Monsieur Ray, vous avez évoqué l'excès répressif de certains agents. À l'heure où notre territoire connaît beaucoup de tensions, il est particulièrement important de retrouver une relation apaisée, ce qui passe par le dialogue et l'explication. Mais cela ne doit pas empêcher d'agir face à la mauvaise volonté. Le but n'est certes pas de distribuer des procès-verbaux à des gens qui ont toujours eu la même pratique et ne savent pas que la règle a changé, mais on ne peut pas se montrer aussi tolérant avec ceux qui disent n'avoir que faire de la politique de l'environnement et refusent de changer de comportement, certains de ne recevoir aucune sanction. C'est tout simplement l'État de droit qu'ils remettent en cause.
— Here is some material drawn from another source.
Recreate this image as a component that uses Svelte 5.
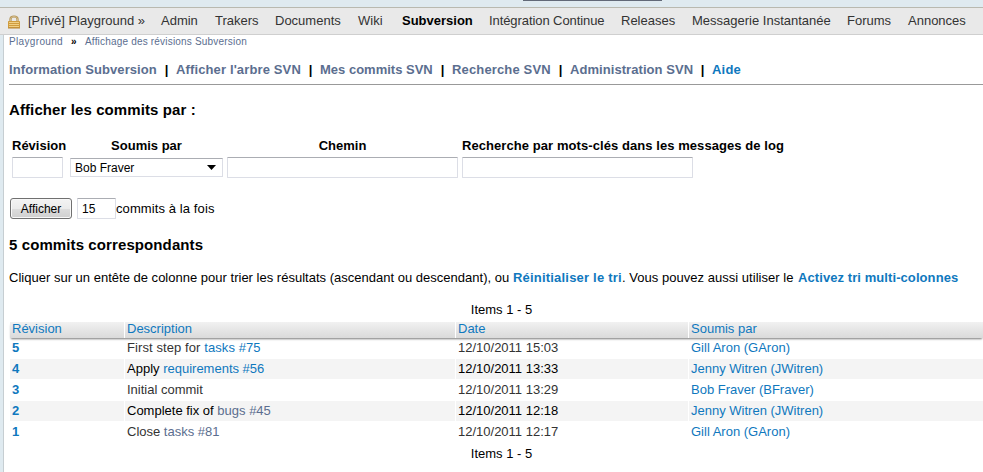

Des journées de rencontre sont déjà organisées dans un certain nombre de territoires. Je ne sais pas s'il faut les généraliser, en tout cas il faut que le monde agricole discute avec les agents chargés du contrôle, administratif ou judiciaire. Le faire par des relais comme les chambres d'agricultures est un moyen. Ce genre d'opérations est important et l'OFB les préconise.

Je n'avais pas répondu sur la redevance pour la biodiversité, ce qui me permet d'aborder le financement de l'OFB, qui a plusieurs sources. Une part importante provient des agences de l'eau, qui perçoivent des redevances auprès des usagers, particuliers, industriels ou agriculteurs. D'un montant de 382 millions d'euros, leur participation est à son maximum. C'est un sujet difficile au sein des comités de bassin et des agences, qui fonctionnent sur le vieux principe selon lequel l'eau paye l'eau, qui date des lois sur l'eau de 1964, de 1992 et de 2006. Depuis la loi pour la reconquête de la biodiversité, de la nature et des paysages de 2016 et la création de l'AFB, c'est désormais l'eau, la biodiversité et la mer qui devraient payer pour ces trois domaines. Or l'essentiel des redevances des agences de l'eau est aujourd'hui lié à l'eau, même si les chasseurs et la redevance « phyto », qui est un enjeu de biodiversité, y contribuent également pour une part. Qu'il n'y ait pas de redevance « biodiversité » attribuée aux agences de l'eau est pour elles un sujet de crispation : pourquoi le consommateur d'eau du robinet payerait-il pour la biodiversité ?

Les 382 millions d'euros sont essentiels pour l'OFB, car ils constituent le cœur de ses ressources. Aller plus loin poserait des problèmes au sein des comités de bassin, car le but des redevances est de faire fonctionner le système de l'eau, où il y a beaucoup à faire.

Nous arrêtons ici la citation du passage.